Further on south and west along the rim of the Texas High Plains the Colorado River headwaters begin at the “caprock” edges of Dawson and Borden counties, carving out Muchaque Valley and Gail Mountain.

This Texas Canyonlands area has recently been designated by the United States Geological Survey as two distinct Level IV ecoregion systems: Caprock Canyons, Badlands, and Breaks; and Flat Tablelands and Valleys. See the USGS map above for delineations and more information about both the Brazos RIver Canyonlands and Texas Canyonlands.

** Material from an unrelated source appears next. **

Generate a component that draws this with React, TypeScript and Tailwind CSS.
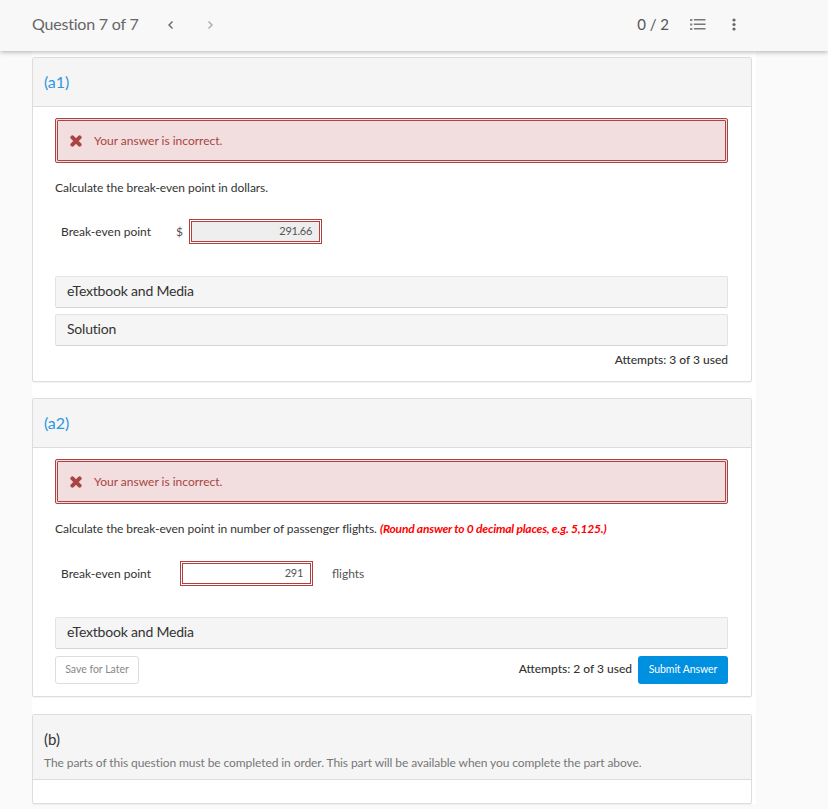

This Web site relies heavily upon Dan Flores' ideas and information in his books Caprock Canyonlands and Horizontal Yellow. Through his work Caprock Canyonlands, Flores influenced the recognition of this unique land and its formal designation by the USGS as distinct ecoregions. Flores once owned a place in Yellowhouse Canyon on the Double Mountain Fork of the Brazos.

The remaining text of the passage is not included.